-- BEGIN --

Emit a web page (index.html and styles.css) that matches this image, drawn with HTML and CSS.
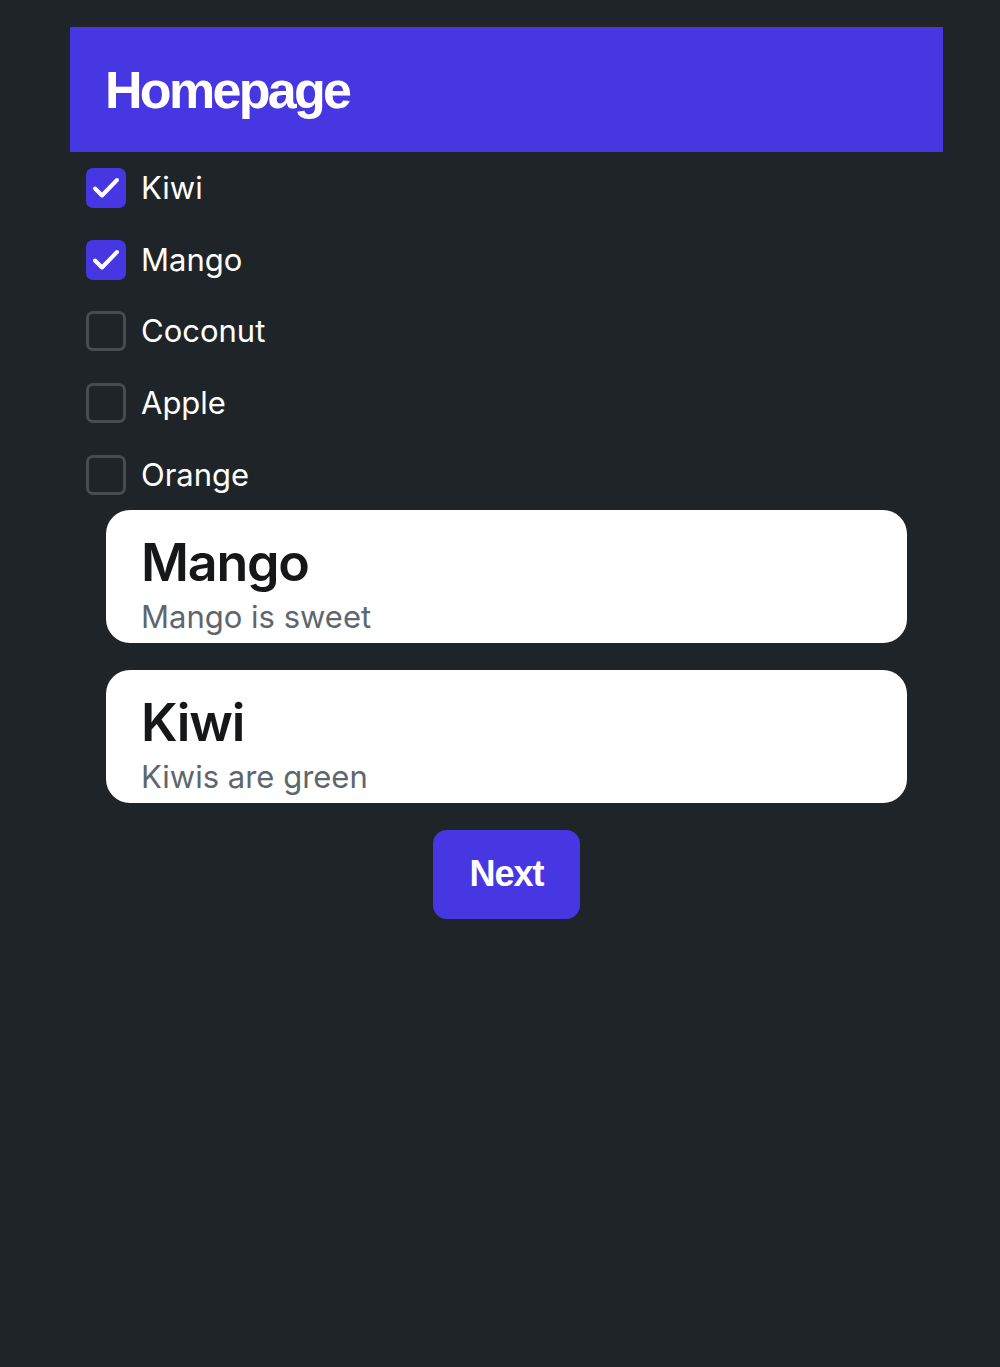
FILE: index.html
```html
<!DOCTYPE html>
<html lang="en">
<head>
    <meta charset="UTF-8">
    <meta name="viewport" content="width=device-width, initial-scale=1.0">
    <title>Homepage</title>
    <link rel="stylesheet" href="styles.css">
</head>
<body>
    <div class="container">
        <header class="header">
            <h1>Homepage</h1>
        </header>

        <ul class="fruit-list">
            <li class="fruit">
                <span class="box checked">
                    <svg viewBox="0 0 40 40"><path d="M9 20.5l7 7L31 12"/></svg>
                </span>
                <span class="fruit-name">Kiwi</span>
            </li>
            <li class="fruit">
                <span class="box checked">
                    <svg viewBox="0 0 40 40"><path d="M9 20.5l7 7L31 12"/></svg>
                </span>
                <span class="fruit-name">Mango</span>
            </li>
            <li class="fruit">
                <span class="box"></span>
                <span class="fruit-name">Coconut</span>
            </li>
            <li class="fruit">
                <span class="box"></span>
                <span class="fruit-name">Apple</span>
            </li>
            <li class="fruit">
                <span class="box"></span>
                <span class="fruit-name">Orange</span>
            </li>
        </ul>

        <div class="cards">
            <div class="card">
                <h2 class="card-title">Mango</h2>
                <p class="card-text">Mango is sweet</p>
            </div>
            <div class="card">
                <h2 class="card-title">Kiwi</h2>
                <p class="card-text">Kiwis are green</p>
            </div>
        </div>

        <div class="actions">
            <button class="next-btn">Next</button>
        </div>
    </div>
</body>
</html>
```

FILE: styles.css
```css
body {
    margin: 0;
    background-color: #1f2428;
    font-family: Inter, "Liberation Sans", sans-serif;
    color: #ffffff;
}
.container {
    width: 873px;
    margin: 27px 0 0 70px;
}
.header {
    height: 125px;
    background-color: #4737e3;
    display: flex;
    align-items: center;
    padding-left: 35px;
}
.header h1 {
    margin: 0;
    font-family: "Liberation Sans", Arial, sans-serif;
    font-size: 52px;
    font-weight: bold;
    letter-spacing: -2.7px;
}
.fruit-list {
    list-style: none;
    margin: 16px 0 0;
    padding: 0 0 0 16px;
    display: flex;
    flex-direction: column;
    gap: 31.7px;
}
.fruit {
    display: flex;
    align-items: center;
    gap: 15px;
    height: 40px;
}
.box {
    width: 40px;
    height: 40px;
    box-sizing: border-box;
    border: 3px solid #474c51;
    border-radius: 7px;
    display: flex;
}
.box.checked {
    background-color: #4737e3;
    border-color: #4737e3;
}
.box svg {
    width: 40px;
    height: 40px;
    margin: -3px;
    fill: none;
    stroke: #ffffff;
    stroke-width: 4;
    stroke-linecap: round;
    stroke-linejoin: round;
}
.fruit-name {
    font-size: 31px;
    line-height: 40px;
}
.cards {
    margin: 15px 36px 0;
    display: flex;
    flex-direction: column;
    gap: 27px;
}
.card {
    background-color: #ffffff;
    border-radius: 24px;
    height: 133px;
    box-sizing: border-box;
    padding: 22px 35px 0;
}
.card-title {
    margin: 0;
    font-size: 52px;
    font-weight: 600;
    line-height: 62px;
    color: #151719;
    letter-spacing: -1.2px;
}
.card-text {
    margin: 5px 0 0;
    font-size: 31px;
    line-height: 36px;
    color: #5d676d;
}
.actions {
    margin-top: 27px;
    display: flex;
    justify-content: center;
}
.next-btn {
    width: 147px;
    height: 89px;
    border: none;
    border-radius: 14px;
    background-color: #4737e3;
    color: #ffffff;
    font-family: "Liberation Sans", Arial, sans-serif;
    font-size: 36px;
    font-weight: bold;
    letter-spacing: -1px;
    cursor: pointer;
}
```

-- END --

• **PROBLEM DETAILS**
Scan the material above. Extract every line in which the word "styles" occurs.

• **RESPONSE**
Emit a web page (index.html and styles.css) that matches this image, drawn with HTML and CSS.
    <link rel="stylesheet" href="styles.css">
FILE: styles.css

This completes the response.